→ **JOB**:
Work out the number of lines in the listing that include the string "full". Reply with that number alone.
───── MATERIAL SUPPLIED
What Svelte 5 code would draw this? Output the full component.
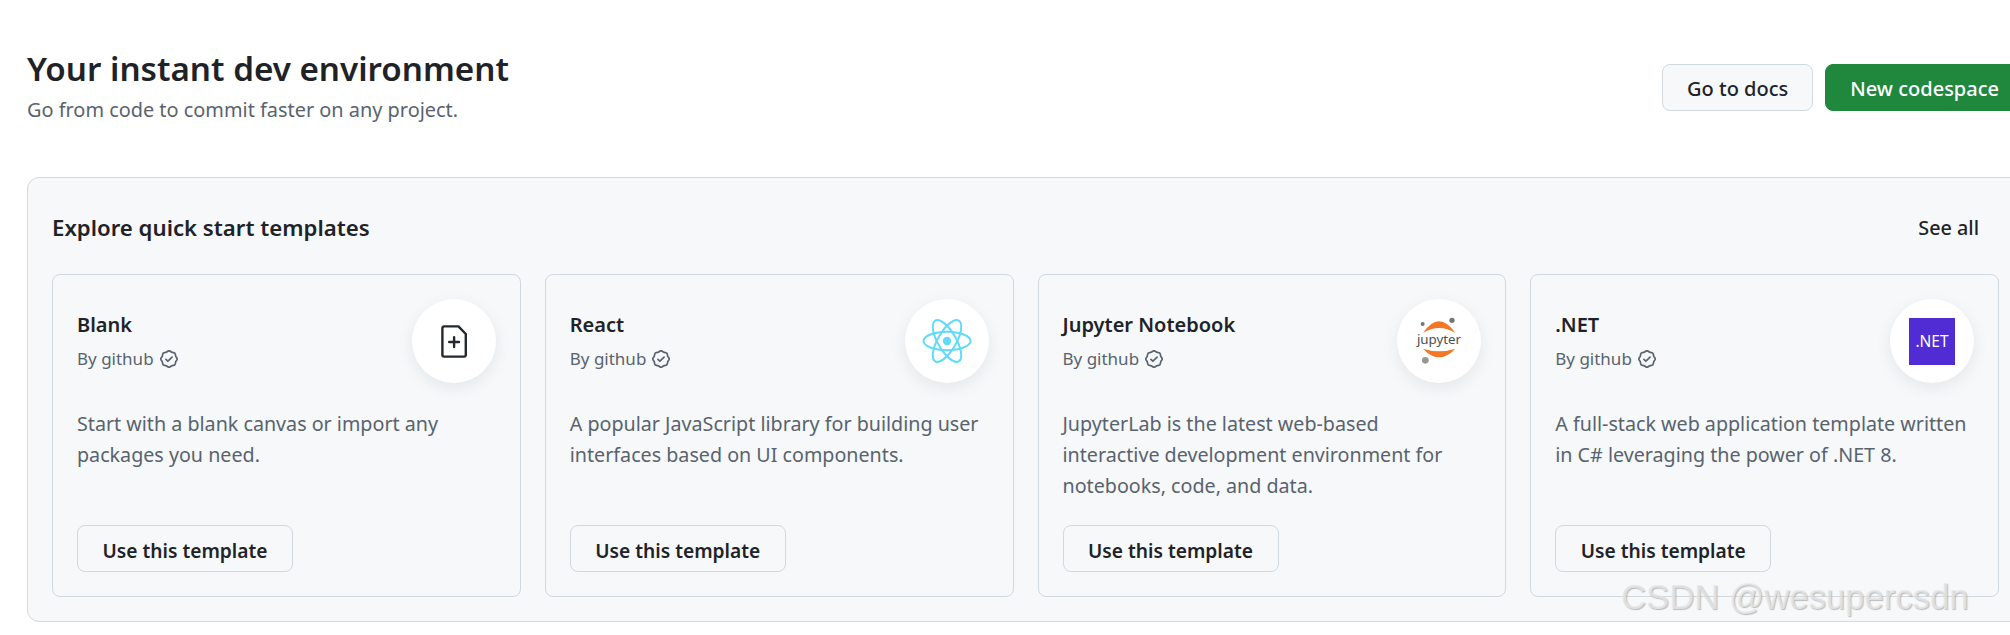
<script>
	// template cards shown in the quick start section
	const templates = [
		{
			name: "Blank",
			icon: "blank",
			desc: ["Start with a blank canvas or import any", "packages you need."],
		},
		{
			name: "React",
			icon: "react",
			desc: ["A popular JavaScript library for building user", "interfaces based on UI components."],
		},
		{
			name: "Jupyter Notebook",
			icon: "jupyter",
			desc: ["JupyterLab is the latest web-based", "interactive development environment for", "notebooks, code, and data."],
		},
		{
			name: ".NET",
			icon: "dotnet",
			desc: ["A full-stack web application template written", "in C# leveraging the power of .NET 8."],
		},
	];
</script>

<div class="page">
	<header class="header">
		<div class="heading">
			<h1>Your instant dev environment</h1>
			<p>Go from code to commit faster on any project.</p>
		</div>
		<div class="actions">
			<button class="btn">Go to docs</button>
			<button class="btn primary">New codespace</button>
		</div>
	</header>

	<section class="box">
		<div class="box-head">
			<h2>Explore quick start templates</h2>
			<span class="see-all">See all</span>
		</div>
		<div class="cards">
			{#each templates as t}
				<article class="card">
					<div class="card-top">
						<div>
							<h3>{t.name}</h3>
							<div class="by">
								By github
								<svg viewBox="0 0 16 16" width="18" height="18" fill="currentColor">
									<path d="m9.585.52.929.68c.153.112.331.186.518.215l1.138.175a2.678 2.678 0 0 1 2.24 2.24l.174 1.139c.029.187.103.365.215.518l.68.928a2.677 2.677 0 0 1 0 3.17l-.68.928a1.174 1.174 0 0 0-.215.518l-.175 1.138a2.678 2.678 0 0 1-2.241 2.241l-1.138.175a1.17 1.17 0 0 0-.518.215l-.928.68a2.677 2.677 0 0 1-3.17 0l-.928-.68a1.174 1.174 0 0 0-.518-.215L3.83 14.41a2.678 2.678 0 0 1-2.24-2.24l-.175-1.138a1.17 1.17 0 0 0-.215-.518l-.68-.928a2.677 2.677 0 0 1 0-3.17l.68-.928c.112-.153.186-.331.215-.518l.175-1.14a2.678 2.678 0 0 1 2.24-2.24l1.139-.175c.187-.029.365-.103.518-.215l.928-.68a2.677 2.677 0 0 1 3.17 0ZM7.303 1.728l-.927.68a2.67 2.67 0 0 1-1.18.489l-1.137.174a1.179 1.179 0 0 0-.987.987l-.174 1.136a2.677 2.677 0 0 1-.489 1.18l-.68.928a1.18 1.18 0 0 0 0 1.394l.68.927c.256.348.424.753.489 1.18l.174 1.137c.078.509.478.909.987.987l1.136.174a2.67 2.67 0 0 1 1.18.489l.928.68c.414.305.979.305 1.394 0l.927-.68a2.67 2.67 0 0 1 1.18-.489l1.137-.174a1.18 1.18 0 0 0 .987-.987l.174-1.136a2.67 2.67 0 0 1 .489-1.18l.68-.928a1.176 1.176 0 0 0 0-1.394l-.68-.927a2.686 2.686 0 0 1-.489-1.18l-.174-1.137a1.179 1.179 0 0 0-.987-.987l-1.136-.174a2.677 2.677 0 0 1-1.18-.489l-.928-.68a1.176 1.176 0 0 0-1.394 0ZM11.28 6.78l-3.75 3.75a.75.75 0 0 1-1.06 0L4.72 8.78a.751.751 0 0 1 .018-1.042.751.751 0 0 1 1.042-.018l1.22 1.22 3.22-3.22a.751.751 0 0 1 1.042.018.751.751 0 0 1 .018 1.042Z" />
								</svg>
							</div>
						</div>
						<div class="logo">
							{#if t.icon === "blank"}
								<svg viewBox="0 0 26 33" width="26" height="33" fill="none" stroke="#24292f" stroke-width="2.4" stroke-linejoin="round" stroke-linecap="round">
									<path d="M3 1.4H17.4L24.8 9V30a1.6 1.6 0 0 1-1.6 1.6H3A1.6 1.6 0 0 1 1.4 30V3A1.6 1.6 0 0 1 3 1.4Z" />
									<path d="M8.2 17H18M13.1 12.2V22" />
								</svg>
							{:else if t.icon === "react"}
								<svg viewBox="-25 -25 50 50" width="50" height="50" fill="none" stroke="#61dafb" stroke-width="2">
									<circle r="4.2" fill="#61dafb" stroke="none" />
									<ellipse rx="23.5" ry="9.2" />
									<ellipse rx="23.5" ry="9.2" transform="rotate(60)" />
									<ellipse rx="23.5" ry="9.2" transform="rotate(120)" />
								</svg>
							{:else if t.icon === "jupyter"}
								<svg viewBox="87 77 180 180" width="60" height="60">
									<path fill="#f37726" d="M129 143Q177 73 226 143Q177 113 129 143Z" />
									<path fill="#f37726" d="M129 190Q177 242 226 190Q177 206 129 190Z" />
									<circle cx="128" cy="116" r="6" fill="#767677" />
									<circle cx="216" cy="105" r="8" fill="#767677" />
									<circle cx="136" cy="225" r="10" fill="#989798" />
									<text x="177" y="176" text-anchor="middle" class="jup">jupyter</text>
								</svg>
							{:else}
								<div class="dotnet">.NET</div>
							{/if}
						</div>
					</div>
					<p class="desc">
						{#each t.desc as line}
							<span>{line}</span>
						{/each}
					</p>
					<button class="btn use">Use this template</button>
				</article>
			{/each}
		</div>
	</section>

	<div class="watermark">CSDN @wesupercsdn</div>
</div>

<style>
	:global(body) {
		margin: 0;
		background: #fff;
		overflow: hidden;
	}

	.page {
		position: relative;
		box-sizing: border-box;
		width: 2024px;
		height: 635px;
		padding: 48px 0 0 27px;
		font-family: "Noto Sans", sans-serif;
		color: #1f2328;
	}

	.header {
		display: flex;
		justify-content: space-between;
		align-items: flex-start;
		height: 70px;
		margin-bottom: 59px;
	}

	h1 {
		margin: 0;
		font-size: 33.2px;
		line-height: 42px;
		font-weight: 600;
	}

	.heading p {
		margin: 6px 0 0;
		font-size: 19.9px;
		line-height: 28px;
		color: #59636e;
	}

	.actions {
		display: flex;
		gap: 12px;
		margin-top: 16px;
	}

	.btn {
		box-sizing: border-box;
		height: 47px;
		padding: 1px 24px 0;
		border: 1px solid #d1d9e0;
		border-radius: 8px;
		background: #f6f8fa;
		font: 500 20px "Noto Sans", sans-serif;
		color: #1f2328;
	}

	.primary {
		background: #1f883d;
		border-color: #1f883d;
		color: #fff;
	}

	.box {
		box-sizing: border-box;
		height: 445px;
		padding: 0 24px 24px;
		border: 1px solid #d1d9e0;
		border-radius: 12px 0 0 12px;
		background: #f6f8fa;
	}

	.box-head {
		display: flex;
		justify-content: space-between;
		align-items: center;
		height: 96px;
		padding: 2px 20px 0 0;
		box-sizing: border-box;
	}

	h2 {
		margin: 0;
		font-size: 22.2px;
		font-weight: 600;
	}

	.see-all {
		font-size: 19.8px;
		font-weight: 500;
	}

	.cards {
		display: grid;
		grid-template-columns: repeat(4, 1fr);
		gap: 24px;
	}

	.card {
		box-sizing: border-box;
		display: flex;
		flex-direction: column;
		align-items: flex-start;
		height: 323px;
		padding: 24px;
		border: 1px solid #d1d9e0;
		border-radius: 8px;
	}

	.card-top {
		display: flex;
		justify-content: space-between;
		align-self: stretch;
	}

	h3 {
		margin: 12px 0 0;
		font-size: 20px;
		line-height: 28px;
		font-weight: 600;
	}

	.by {
		display: flex;
		align-items: center;
		gap: 6px;
		margin-top: 8px;
		font-size: 17px;
		line-height: 24px;
		color: #59636e;
	}

	.logo {
		display: flex;
		align-items: center;
		justify-content: center;
		width: 84px;
		height: 84px;
		border-radius: 50%;
		background: #fff;
		box-shadow: 0 5px 16px rgba(31, 35, 40, 0.08);
	}

	.jup {
		font: 400 40px "Noto Sans", sans-serif;
		fill: #4e4e4e;
	}

	.dotnet {
		display: flex;
		align-items: center;
		justify-content: center;
		width: 46px;
		height: 47px;
		background: #512bd4;
		color: #fff;
		font-size: 15.5px;
	}

	.desc {
		margin: 25px 0 0;
		font-size: 19.7px;
		line-height: 31px;
		color: #59636e;
	}

	.desc span {
		display: block;
	}

	.use {
		margin-top: auto;
		width: 216px;
		padding: 3px 0 0;
		font-size: 19.2px;
		font-weight: 600;
	}

	.watermark {
		position: absolute;
		left: 1621px;
		top: 578px;
		font-family: "Liberation Sans", sans-serif;
		font-size: 34.7px;
		white-space: nowrap;
		color: rgba(232, 232, 232, 0.8);
		text-shadow: 1px 1px 1px rgba(130, 130, 130, 0.5);
	}
</style>
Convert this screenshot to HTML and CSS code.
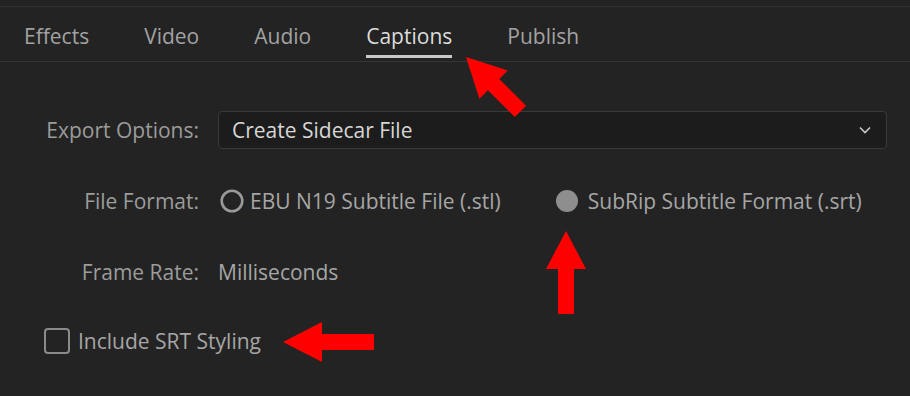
FILE: index.html
```html
<!DOCTYPE html>
<html lang="en">
<head>
    <meta charset="UTF-8">
    <meta name="viewport" content="width=device-width, initial-scale=1.0">
    <title>Captions</title>
    <link rel="stylesheet" href="styles.css">
</head>
<body>
    <div class="panel">
        <!-- Tabs -->
        <div class="tabs">
            <span class="tab">Effects</span>
            <span class="tab">Video</span>
            <span class="tab">Audio</span>
            <span class="tab active">Captions</span>
            <span class="tab">Publish</span>
        </div>

        <!-- Caption settings -->
        <div class="form">
            <span class="label">Export Options:</span>
            <div class="select">
                <span>Create Sidecar File</span>
                <svg class="chevron" width="12" height="8" viewBox="0 0 12 8">
                    <polyline points="1,1.5 6,6.5 11,1.5" fill="none" stroke="#c8c8c8" stroke-width="1.6"/>
                </svg>
            </div>

            <span class="label">File Format:</span>
            <div class="radios">
                <span class="radio">
                    <svg width="24" height="24" viewBox="0 0 24 24">
                        <circle cx="12" cy="12" r="10.3" fill="none" stroke="#9a9a9a" stroke-width="2.6"/>
                    </svg>
                    EBU N19 Subtitle File (.stl)
                </span>
                <span class="radio checked">
                    <svg width="24" height="24" viewBox="0 0 24 24">
                        <circle cx="12" cy="12" r="11" fill="#8e8e8e"/>
                    </svg>
                    SubRip Subtitle Format (.srt)
                </span>
            </div>

            <span class="label">Frame Rate:</span>
            <span class="value">Milliseconds</span>
        </div>

        <div class="check">
            <span class="box"></span>
            Include SRT Styling
        </div>

        <!-- Red annotation arrows -->
        <svg class="arrows" width="910" height="396" viewBox="0 0 910 396">
            <polygon transform="translate(466,57) rotate(-45)" points="0,0 20,39 8,39 8,77 -8,77 -8,39 -20,39" fill="#ff0000"/>
            <polygon points="566,231 586,269 574,269 574,314 558,314 558,269 546,269" fill="#ff0000"/>
            <polygon points="283,342 322,322 322,334 374,334 374,350 322,350 322,362" fill="#ff0000"/>
        </svg>
    </div>
</body>
</html>
```

FILE: styles.css
```css
body {
    margin: 0;
    background-color: #232323;
    font-family: "Open Sans", "Noto Sans", sans-serif;
    font-size: 21px;
    color: #a0a0a0;
}

.panel {
    position: relative;
    width: 910px;
    height: 396px;
    overflow: hidden;
}

.tabs {
    display: flex;
    gap: 55px;
    height: 54px;
    margin-top: 6px;
    padding-left: 24px;
    border-top: 1px solid #303030;
    border-bottom: 1px solid #343434;
}

.tab {
    padding-top: 15px;
    padding-bottom: 5px;
    line-height: 28px;
    height: 28px;
    border-bottom: 3px solid transparent;
    color: #a2a2a2;
}

.tab.active {
    color: #dcdcdc;
    border-bottom-color: #c8c8c8;
}

.form {
    display: grid;
    grid-template-columns: 155px 1fr;
    grid-auto-rows: 38px;
    column-gap: 19px;
    row-gap: 33px;
    margin-top: 49px;
    padding: 0 23px 0 44px;
    align-items: center;
}

.label {
    text-align: right;
    color: #9c9c9c;
}

.select {
    display: flex;
    justify-content: space-between;
    align-items: center;
    height: 38px;
    box-sizing: border-box;
    padding: 0 15px 0 13px;
    background-color: #1c1c1c;
    border: 1px solid #3a3a3a;
    border-radius: 4px;
    color: #d6d6d6;
}

.radios {
    display: flex;
    gap: 52px;
}

.radio {
    display: flex;
    align-items: center;
    gap: 6px;
    color: #a6a6a6;
}

.radio.checked {
    gap: 9px;
}

.radio svg {
    margin-left: 2px;
}

.value {
    color: #a6a6a6;
}

.check {
    display: flex;
    align-items: center;
    gap: 8px;
    margin-top: 36px;
    padding-left: 44px;
    color: #a6a6a6;
}

.box {
    width: 26px;
    height: 26px;
    box-sizing: border-box;
    border: 2.5px solid #8a8a8a;
    border-radius: 4px;
}

.arrows {
    position: absolute;
    left: 0;
    top: 0;
    pointer-events: none;
}
```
──────────
→ **RESULT OF THE EXERCISE**:
2